I didn’t post a blog last week because i was catching up on my e-mail. I try to stay on top of it, but the truth is it starts to just get away from me. This week was no different. After all, most of my work isn’t about e-mail, it’s about actually talking to people, either in workshop groups I facilitate or in one-on-one coaching conversations. What’s YOUR work? If you don’t get paid just to send and respond to e-mails, it might be the right time to get a handle on dealing with them.
There are lots of reasons I’m calling it “scream-mail” from now on since it makes me want to scream. Here are a few of them:
- Expectations of immediate response. Contrary to popular belief, I do not wear Google Glass or have a smartphone embedded in the palm of my hand. There are times (lots of them) when I am not checking my e-mail. But some people don’t get that … they send me a follow-up an hour after the first e-mail to see if I got the first one.
- Complicated messages. Some things are just too complicated to talk about through e-mail. For example, when I develop training programs for an organization that has a specific issue to address, I’ve had executives try to explain the situation through e-mail. This isn’t good enough – I need to be able to engage in active listening and ask questions to understand the root cause and I can’t do that by reading about it.
- Too much stuff. As a consultant, I subscribe to a lot of e-newsletters and updates, because that’s what keeps me on the cutting edge of what’s going on in different industries and on general business and economic issues. But I don’t need to be distracted every 15 minutes by the “bing” my Outlook sends me every time I get a new e-mail.
So what’s an overloaded person to do? Here are some solutions I’ve implemented:
- Set up a “READ” folder and rules. I don’t know about other e-mail programs, but in Outlook I can set rules that send certain e-mail into a specific folder without even notifying me. While they still come through on my smartphone, I’m not distracted by them when I’m working on a project on my laptop. Okay, granted I now have about 1,076 e-mails in that folder, but it’s my choice when I read them.
- Set up an “auto-responder.” While most of us know to do that when we’re going to be away from our offices, we don’t typically do it when we need the time to complete other stuff. When I have projects that I have to finish, I put my auto-responder on to let people know I WON’T be responding to them immediately and, if it’s that important, I give them my number to call. This clearly sets expectations of when they’ll hear from me.
- If something takes more than 3 e-mails, pick up the phone. One of my biggest pet peeves is setting up meetings by e-mail. Sometimes I’m lucky and the time I suggest works out for both of us. But a LOT of time, someone will go back and forth trying to pick a time that suits both of us. If, by the third attempt we can’t figure out a time, I pick up the phone and hash it out that way. A five-minute phone call can save an hour of back-and-forth by e-mail.

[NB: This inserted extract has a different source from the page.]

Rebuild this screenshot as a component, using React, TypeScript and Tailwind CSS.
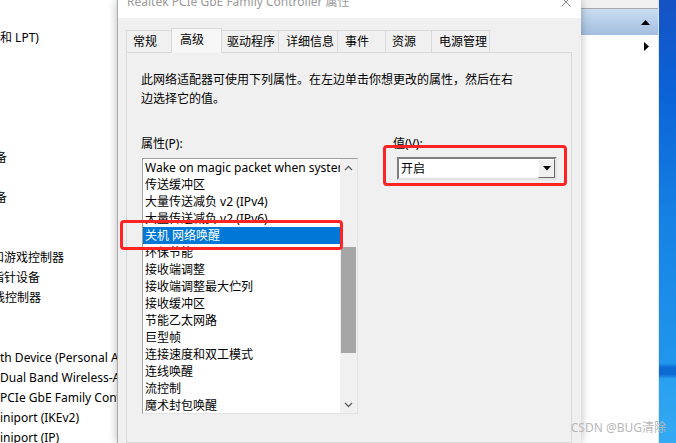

- Take time off. We can’t – and shouldn’t – be on our e-mail all the time. I know that many people see all those e-mails as bolstering their importance. I see them as a kind of disrespect – if they want a quick response, the person sending one to me late at night or on weekends is silently telling me that they’re more important than I am. Why, thank you! My Sundays are pretty much my time … for family, friends, golf, gardening, or just about anything I like doing for myself. Please don’t bother me then – but if you do, understand that I’m not likely to respond.
I know setting rules for e-mail is tough. And I don’t always follow my own rules – there are always some exceptions. But if you can do it and stick to it as much as possible, your life is going to get a lot easier and much less stressful.
Yes, dear readers, you are important to me … but not important enough for me to blow the winning putt at the 18th hole in order to respond to you.